**Data excerpt:**

/---

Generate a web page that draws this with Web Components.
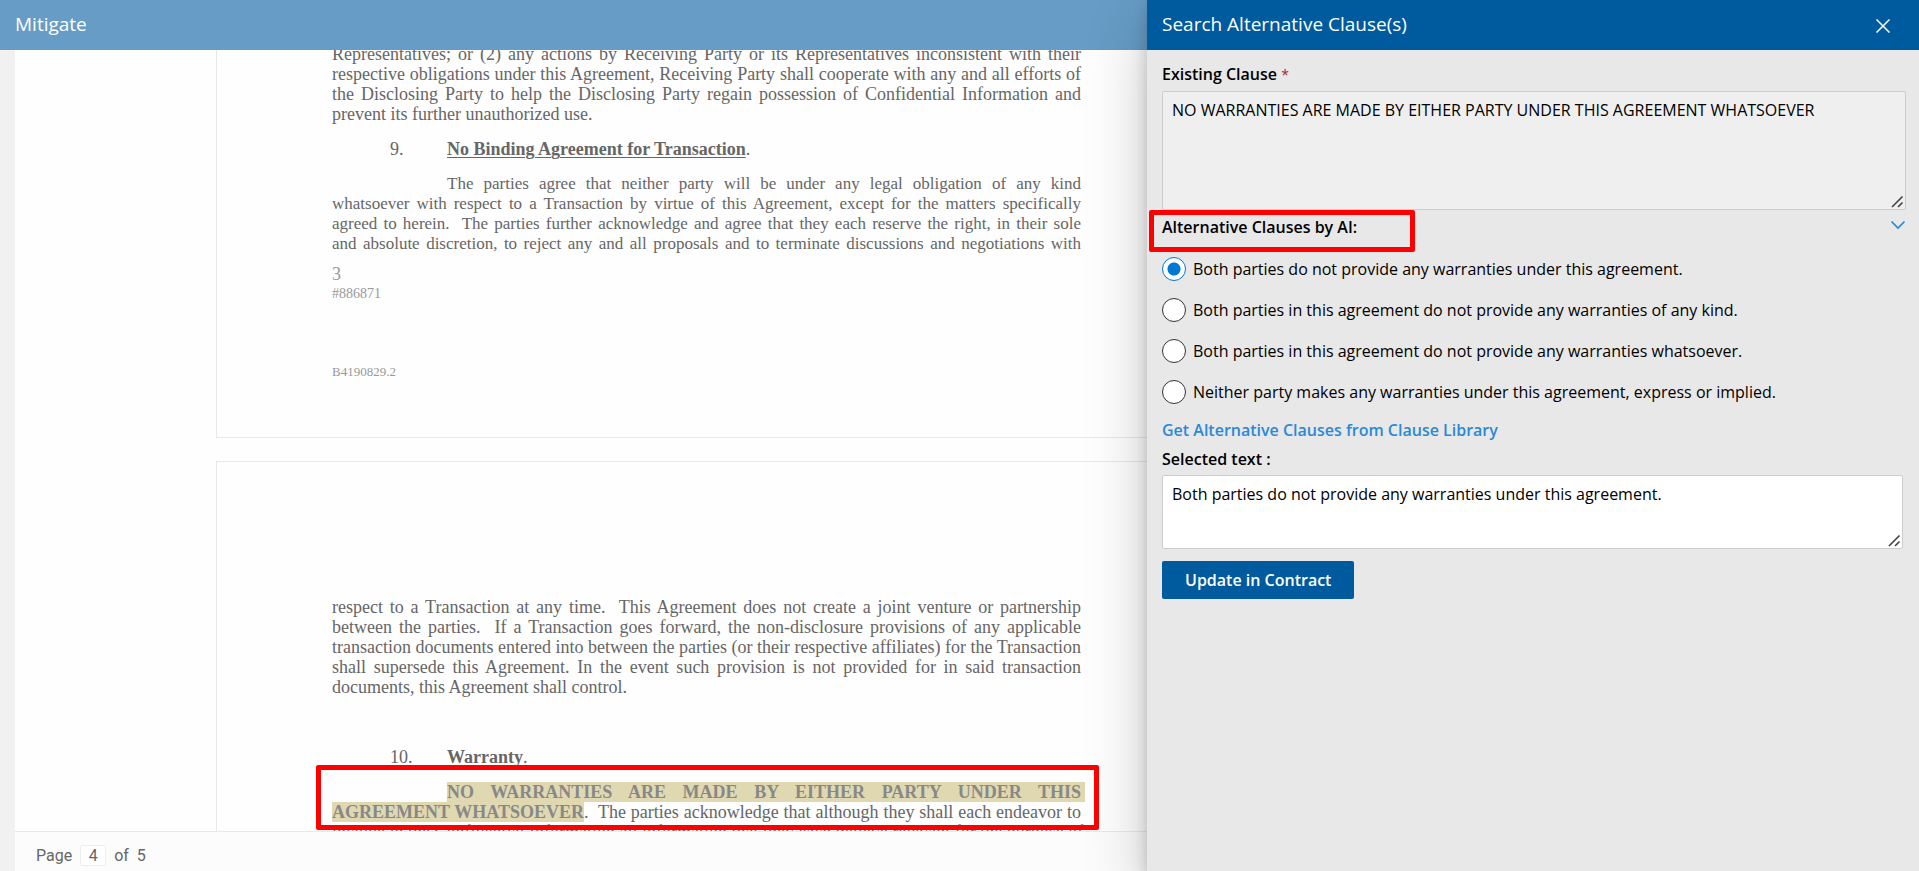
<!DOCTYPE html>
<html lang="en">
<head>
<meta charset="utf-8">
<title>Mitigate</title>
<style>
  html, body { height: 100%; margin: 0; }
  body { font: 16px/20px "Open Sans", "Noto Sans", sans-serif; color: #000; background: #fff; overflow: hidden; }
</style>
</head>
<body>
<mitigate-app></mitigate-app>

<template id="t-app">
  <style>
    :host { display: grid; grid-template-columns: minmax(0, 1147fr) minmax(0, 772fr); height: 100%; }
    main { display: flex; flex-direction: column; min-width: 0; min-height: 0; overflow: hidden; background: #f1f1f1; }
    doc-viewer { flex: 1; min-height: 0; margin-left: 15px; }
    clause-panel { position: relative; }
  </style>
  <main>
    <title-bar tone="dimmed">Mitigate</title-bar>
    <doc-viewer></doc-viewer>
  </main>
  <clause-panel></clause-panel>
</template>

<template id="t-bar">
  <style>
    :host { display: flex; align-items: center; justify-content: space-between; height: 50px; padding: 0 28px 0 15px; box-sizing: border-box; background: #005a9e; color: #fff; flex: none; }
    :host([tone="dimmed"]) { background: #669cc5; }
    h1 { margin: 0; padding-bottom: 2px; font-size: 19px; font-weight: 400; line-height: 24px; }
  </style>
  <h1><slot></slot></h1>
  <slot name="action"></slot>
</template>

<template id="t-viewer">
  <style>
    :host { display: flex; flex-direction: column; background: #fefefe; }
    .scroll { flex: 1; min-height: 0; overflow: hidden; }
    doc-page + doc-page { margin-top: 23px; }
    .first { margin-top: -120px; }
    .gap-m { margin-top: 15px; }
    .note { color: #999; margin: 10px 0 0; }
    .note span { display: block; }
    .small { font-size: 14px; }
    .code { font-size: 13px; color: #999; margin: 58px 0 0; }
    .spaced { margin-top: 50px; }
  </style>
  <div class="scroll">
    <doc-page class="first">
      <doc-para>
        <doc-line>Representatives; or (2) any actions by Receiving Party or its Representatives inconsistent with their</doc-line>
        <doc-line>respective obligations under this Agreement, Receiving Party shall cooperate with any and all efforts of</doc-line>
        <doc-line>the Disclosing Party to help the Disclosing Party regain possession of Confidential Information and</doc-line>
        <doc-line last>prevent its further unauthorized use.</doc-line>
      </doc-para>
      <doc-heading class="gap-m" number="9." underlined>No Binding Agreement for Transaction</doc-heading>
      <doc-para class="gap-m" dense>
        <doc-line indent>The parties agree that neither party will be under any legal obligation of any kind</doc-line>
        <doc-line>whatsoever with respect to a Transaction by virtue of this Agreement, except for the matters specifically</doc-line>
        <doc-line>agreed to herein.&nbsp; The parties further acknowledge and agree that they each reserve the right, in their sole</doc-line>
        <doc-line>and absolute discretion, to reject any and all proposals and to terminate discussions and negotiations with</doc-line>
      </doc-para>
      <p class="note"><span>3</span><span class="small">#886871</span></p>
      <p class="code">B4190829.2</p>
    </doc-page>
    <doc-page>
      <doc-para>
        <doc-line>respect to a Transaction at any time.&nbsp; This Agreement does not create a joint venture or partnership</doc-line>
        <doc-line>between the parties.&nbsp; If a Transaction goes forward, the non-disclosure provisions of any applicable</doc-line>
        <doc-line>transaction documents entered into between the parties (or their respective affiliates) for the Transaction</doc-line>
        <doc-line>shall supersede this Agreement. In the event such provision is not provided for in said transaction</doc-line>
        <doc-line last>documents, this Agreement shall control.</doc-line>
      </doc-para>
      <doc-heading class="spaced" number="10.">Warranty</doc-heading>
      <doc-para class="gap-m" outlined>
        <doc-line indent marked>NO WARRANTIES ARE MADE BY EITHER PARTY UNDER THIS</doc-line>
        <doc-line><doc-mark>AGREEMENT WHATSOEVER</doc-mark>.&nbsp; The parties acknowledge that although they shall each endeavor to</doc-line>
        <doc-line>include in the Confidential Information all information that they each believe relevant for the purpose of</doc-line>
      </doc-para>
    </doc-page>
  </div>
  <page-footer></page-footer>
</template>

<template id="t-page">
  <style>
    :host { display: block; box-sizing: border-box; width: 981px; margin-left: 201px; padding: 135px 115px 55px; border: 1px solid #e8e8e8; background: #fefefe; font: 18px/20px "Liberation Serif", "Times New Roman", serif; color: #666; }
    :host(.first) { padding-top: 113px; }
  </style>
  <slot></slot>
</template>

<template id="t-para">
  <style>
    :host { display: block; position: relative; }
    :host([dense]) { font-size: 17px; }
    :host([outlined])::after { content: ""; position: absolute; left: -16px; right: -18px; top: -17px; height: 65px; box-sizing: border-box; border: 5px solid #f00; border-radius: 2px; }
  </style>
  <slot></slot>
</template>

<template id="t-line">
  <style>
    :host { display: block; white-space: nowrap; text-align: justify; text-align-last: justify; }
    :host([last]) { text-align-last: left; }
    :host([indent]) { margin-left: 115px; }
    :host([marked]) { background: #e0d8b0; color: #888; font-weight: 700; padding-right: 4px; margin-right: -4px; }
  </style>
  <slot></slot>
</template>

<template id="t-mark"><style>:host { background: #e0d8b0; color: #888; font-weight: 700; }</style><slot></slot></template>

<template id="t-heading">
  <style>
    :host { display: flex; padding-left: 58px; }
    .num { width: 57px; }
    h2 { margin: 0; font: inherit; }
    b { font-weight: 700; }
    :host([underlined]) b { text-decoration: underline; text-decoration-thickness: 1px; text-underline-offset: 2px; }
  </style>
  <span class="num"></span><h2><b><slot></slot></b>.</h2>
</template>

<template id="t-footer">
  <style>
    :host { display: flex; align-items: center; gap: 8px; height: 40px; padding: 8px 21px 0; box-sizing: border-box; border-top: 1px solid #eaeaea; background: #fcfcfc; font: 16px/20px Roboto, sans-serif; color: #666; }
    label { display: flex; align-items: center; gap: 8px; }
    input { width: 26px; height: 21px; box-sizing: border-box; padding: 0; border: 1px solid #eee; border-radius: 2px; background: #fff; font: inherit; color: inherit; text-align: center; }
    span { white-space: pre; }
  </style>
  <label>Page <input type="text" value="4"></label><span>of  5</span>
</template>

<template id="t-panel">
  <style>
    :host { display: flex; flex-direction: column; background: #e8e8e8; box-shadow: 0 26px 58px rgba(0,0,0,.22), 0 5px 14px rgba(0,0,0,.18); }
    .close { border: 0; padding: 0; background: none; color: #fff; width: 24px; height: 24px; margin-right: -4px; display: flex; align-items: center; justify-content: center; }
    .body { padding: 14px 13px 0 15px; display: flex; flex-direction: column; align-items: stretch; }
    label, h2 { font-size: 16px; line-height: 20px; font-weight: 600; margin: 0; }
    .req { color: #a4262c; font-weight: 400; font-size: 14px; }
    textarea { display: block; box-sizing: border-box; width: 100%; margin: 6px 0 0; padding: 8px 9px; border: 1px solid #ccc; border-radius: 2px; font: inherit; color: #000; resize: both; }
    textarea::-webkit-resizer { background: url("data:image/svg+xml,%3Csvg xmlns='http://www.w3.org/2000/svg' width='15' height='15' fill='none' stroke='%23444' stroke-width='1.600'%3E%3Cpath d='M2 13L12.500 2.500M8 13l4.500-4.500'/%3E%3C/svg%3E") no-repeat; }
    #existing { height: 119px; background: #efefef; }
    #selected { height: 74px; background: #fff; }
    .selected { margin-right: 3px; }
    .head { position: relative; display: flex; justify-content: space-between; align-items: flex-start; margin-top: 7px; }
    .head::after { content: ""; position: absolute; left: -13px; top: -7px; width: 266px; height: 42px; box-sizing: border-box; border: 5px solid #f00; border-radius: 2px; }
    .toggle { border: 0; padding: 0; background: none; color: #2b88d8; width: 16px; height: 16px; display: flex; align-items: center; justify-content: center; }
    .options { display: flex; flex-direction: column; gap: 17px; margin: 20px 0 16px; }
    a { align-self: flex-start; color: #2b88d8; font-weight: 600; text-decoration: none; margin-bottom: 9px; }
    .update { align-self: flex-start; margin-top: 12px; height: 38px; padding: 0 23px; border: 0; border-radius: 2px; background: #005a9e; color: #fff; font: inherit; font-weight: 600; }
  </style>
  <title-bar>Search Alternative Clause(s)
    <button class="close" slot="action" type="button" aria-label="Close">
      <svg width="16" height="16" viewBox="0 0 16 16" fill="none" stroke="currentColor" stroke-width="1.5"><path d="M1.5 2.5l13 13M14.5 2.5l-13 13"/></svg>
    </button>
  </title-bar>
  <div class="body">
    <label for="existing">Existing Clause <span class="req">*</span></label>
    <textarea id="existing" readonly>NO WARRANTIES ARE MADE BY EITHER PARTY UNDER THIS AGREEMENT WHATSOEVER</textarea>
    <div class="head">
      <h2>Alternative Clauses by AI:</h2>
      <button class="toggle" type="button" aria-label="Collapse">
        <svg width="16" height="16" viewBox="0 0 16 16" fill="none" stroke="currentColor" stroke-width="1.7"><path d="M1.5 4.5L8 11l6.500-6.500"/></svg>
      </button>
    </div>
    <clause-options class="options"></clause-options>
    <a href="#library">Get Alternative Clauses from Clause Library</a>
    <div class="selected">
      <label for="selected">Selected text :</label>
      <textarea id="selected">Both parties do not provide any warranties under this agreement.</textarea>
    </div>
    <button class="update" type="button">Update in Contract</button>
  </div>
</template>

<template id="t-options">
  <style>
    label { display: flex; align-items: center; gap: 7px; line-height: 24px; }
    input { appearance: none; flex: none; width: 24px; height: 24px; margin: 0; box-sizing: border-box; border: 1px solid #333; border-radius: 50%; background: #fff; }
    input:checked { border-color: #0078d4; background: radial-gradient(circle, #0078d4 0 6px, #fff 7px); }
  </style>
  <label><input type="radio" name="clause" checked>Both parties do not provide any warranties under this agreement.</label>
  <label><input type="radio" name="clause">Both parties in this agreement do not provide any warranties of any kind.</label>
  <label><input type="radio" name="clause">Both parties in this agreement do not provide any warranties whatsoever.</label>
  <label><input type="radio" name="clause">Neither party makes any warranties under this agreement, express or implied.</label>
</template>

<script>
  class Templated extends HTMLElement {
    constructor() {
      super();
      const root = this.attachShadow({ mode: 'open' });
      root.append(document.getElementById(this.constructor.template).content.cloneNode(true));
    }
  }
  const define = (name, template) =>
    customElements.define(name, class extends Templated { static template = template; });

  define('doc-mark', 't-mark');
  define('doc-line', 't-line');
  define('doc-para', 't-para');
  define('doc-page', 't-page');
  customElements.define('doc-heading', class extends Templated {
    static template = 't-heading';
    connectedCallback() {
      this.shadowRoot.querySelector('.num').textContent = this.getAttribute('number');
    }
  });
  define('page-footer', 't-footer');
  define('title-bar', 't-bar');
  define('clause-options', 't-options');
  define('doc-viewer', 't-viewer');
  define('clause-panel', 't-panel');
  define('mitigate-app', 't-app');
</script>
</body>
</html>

\---

**Problem requirements:**
Which lines contain the word "that"? Copy each one.

**Result of the exercise:**
Generate a web page that draws this with Web Components.
        <doc-line indent>The parties agree that neither party will be under any legal obligation of any kind</doc-line>
        <doc-line>agreed to herein.&nbsp; The parties further acknowledge and agree that they each reserve the right, in their sole</doc-line>
        <doc-line><doc-mark>AGREEMENT WHATSOEVER</doc-mark>.&nbsp; The parties acknowledge that although they shall each endeavor to</doc-line>
        <doc-line>include in the Confidential Information all information that they each believe relevant for the purpose of</doc-line>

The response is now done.